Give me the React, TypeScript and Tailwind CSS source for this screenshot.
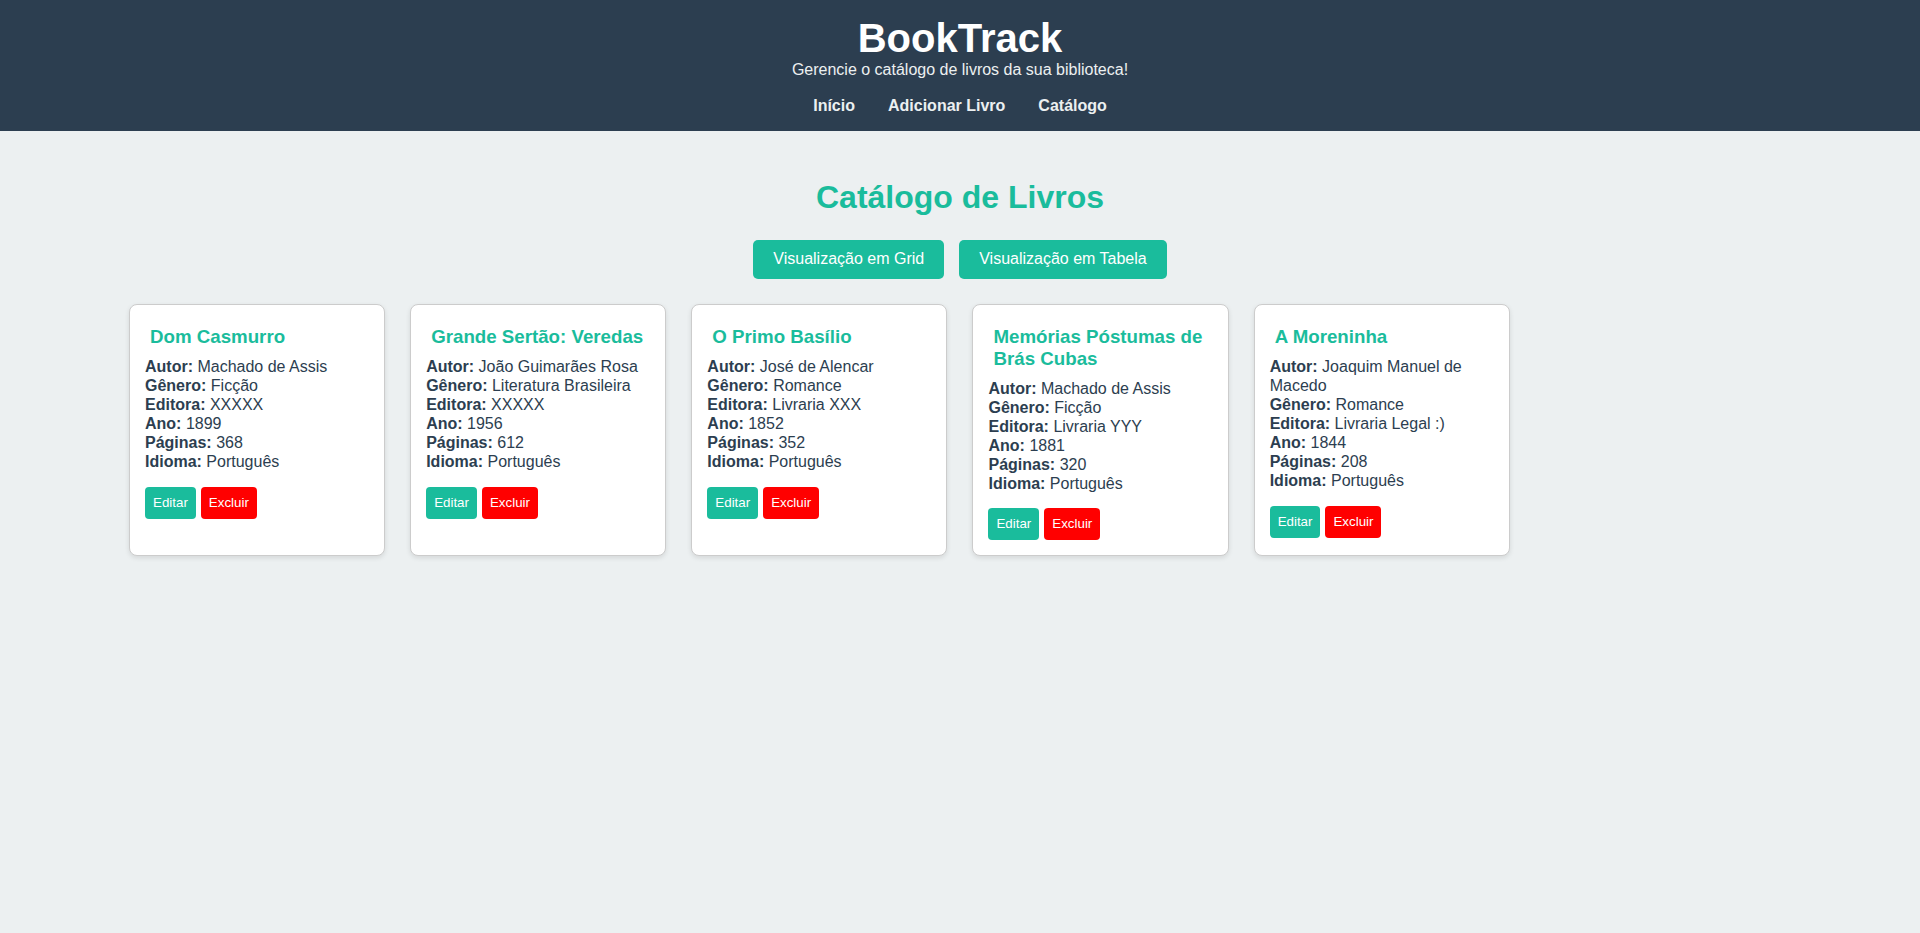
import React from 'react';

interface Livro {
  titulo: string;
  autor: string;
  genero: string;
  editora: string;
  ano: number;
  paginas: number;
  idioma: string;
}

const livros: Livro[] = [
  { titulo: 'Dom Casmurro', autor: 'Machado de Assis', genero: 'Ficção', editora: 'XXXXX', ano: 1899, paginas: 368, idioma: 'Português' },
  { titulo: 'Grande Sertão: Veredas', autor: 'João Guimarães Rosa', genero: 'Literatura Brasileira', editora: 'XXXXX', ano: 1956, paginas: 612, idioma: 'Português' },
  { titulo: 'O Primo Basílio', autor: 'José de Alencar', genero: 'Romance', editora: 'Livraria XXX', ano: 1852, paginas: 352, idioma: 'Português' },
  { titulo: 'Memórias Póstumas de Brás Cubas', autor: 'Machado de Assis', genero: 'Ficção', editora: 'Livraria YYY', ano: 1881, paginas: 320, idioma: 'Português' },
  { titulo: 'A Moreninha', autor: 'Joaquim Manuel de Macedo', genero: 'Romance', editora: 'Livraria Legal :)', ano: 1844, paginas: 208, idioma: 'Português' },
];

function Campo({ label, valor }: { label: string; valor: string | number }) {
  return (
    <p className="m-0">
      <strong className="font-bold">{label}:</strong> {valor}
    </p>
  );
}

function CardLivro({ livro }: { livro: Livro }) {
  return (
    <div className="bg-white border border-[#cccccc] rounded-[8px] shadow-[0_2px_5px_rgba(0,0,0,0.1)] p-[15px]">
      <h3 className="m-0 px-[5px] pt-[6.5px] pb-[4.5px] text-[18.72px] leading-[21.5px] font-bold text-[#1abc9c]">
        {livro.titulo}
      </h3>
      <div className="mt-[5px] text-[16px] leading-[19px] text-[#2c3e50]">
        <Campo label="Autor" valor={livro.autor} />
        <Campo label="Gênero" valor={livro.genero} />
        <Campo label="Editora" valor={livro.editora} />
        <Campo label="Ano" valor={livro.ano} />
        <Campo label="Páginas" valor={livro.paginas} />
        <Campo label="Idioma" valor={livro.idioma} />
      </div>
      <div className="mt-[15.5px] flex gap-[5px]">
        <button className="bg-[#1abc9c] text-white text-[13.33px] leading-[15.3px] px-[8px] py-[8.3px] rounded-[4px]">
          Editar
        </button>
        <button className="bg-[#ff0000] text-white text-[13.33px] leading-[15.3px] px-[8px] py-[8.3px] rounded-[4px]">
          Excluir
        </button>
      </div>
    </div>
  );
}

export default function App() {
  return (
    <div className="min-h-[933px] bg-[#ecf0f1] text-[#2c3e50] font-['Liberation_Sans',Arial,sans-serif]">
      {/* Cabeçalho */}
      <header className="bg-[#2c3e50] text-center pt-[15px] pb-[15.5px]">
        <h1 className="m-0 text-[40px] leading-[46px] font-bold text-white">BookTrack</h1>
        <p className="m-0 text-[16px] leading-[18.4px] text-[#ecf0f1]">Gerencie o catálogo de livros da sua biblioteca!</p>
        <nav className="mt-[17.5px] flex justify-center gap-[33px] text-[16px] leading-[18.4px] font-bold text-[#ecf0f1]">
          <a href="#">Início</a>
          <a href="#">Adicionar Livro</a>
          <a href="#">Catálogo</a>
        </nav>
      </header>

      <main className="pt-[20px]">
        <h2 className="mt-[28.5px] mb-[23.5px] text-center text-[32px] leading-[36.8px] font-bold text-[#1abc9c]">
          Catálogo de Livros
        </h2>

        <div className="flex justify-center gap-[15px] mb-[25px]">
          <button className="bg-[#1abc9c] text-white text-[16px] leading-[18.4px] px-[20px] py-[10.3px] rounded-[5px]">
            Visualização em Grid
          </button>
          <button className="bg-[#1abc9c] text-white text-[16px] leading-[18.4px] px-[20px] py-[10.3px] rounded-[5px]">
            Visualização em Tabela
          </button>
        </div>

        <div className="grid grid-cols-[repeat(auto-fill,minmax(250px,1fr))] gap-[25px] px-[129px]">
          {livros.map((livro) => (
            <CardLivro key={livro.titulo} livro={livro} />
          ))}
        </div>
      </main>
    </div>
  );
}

┄┄┄┄┄┄

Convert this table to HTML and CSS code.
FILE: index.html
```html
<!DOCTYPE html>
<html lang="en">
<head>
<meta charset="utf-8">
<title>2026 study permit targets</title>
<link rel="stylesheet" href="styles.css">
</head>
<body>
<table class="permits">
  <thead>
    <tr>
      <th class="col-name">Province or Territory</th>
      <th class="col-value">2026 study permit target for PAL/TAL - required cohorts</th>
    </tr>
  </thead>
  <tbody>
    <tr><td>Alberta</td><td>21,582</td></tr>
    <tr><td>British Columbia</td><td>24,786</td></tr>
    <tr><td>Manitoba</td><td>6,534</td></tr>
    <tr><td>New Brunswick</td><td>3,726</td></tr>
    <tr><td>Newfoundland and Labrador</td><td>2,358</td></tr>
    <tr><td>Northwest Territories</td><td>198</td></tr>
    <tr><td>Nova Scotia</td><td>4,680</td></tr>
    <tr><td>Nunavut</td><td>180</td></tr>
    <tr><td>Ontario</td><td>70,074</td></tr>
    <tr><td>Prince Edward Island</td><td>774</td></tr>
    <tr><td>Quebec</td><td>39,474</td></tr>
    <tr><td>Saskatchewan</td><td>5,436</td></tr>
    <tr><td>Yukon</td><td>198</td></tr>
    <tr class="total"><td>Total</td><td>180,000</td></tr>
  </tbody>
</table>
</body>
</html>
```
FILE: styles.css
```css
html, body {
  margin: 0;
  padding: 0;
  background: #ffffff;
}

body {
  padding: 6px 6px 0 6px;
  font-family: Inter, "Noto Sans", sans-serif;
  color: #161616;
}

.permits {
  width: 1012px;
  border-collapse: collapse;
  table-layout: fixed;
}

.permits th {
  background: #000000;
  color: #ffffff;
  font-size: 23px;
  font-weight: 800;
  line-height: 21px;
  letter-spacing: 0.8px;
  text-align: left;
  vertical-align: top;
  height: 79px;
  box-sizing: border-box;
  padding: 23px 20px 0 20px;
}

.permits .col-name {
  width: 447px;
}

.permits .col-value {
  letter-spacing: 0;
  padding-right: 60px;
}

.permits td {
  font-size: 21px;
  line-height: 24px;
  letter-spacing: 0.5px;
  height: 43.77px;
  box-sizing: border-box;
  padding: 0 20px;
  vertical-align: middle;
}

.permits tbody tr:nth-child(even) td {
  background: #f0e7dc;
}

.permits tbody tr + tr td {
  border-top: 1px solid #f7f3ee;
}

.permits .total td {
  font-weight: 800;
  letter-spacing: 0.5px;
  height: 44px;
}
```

┄┄┄┄┄┄

Find each line holding the word "this" and copy it.

Task solution ▸
Give me the React, TypeScript and Tailwind CSS source for this screenshot.
Convert this table to HTML and CSS code.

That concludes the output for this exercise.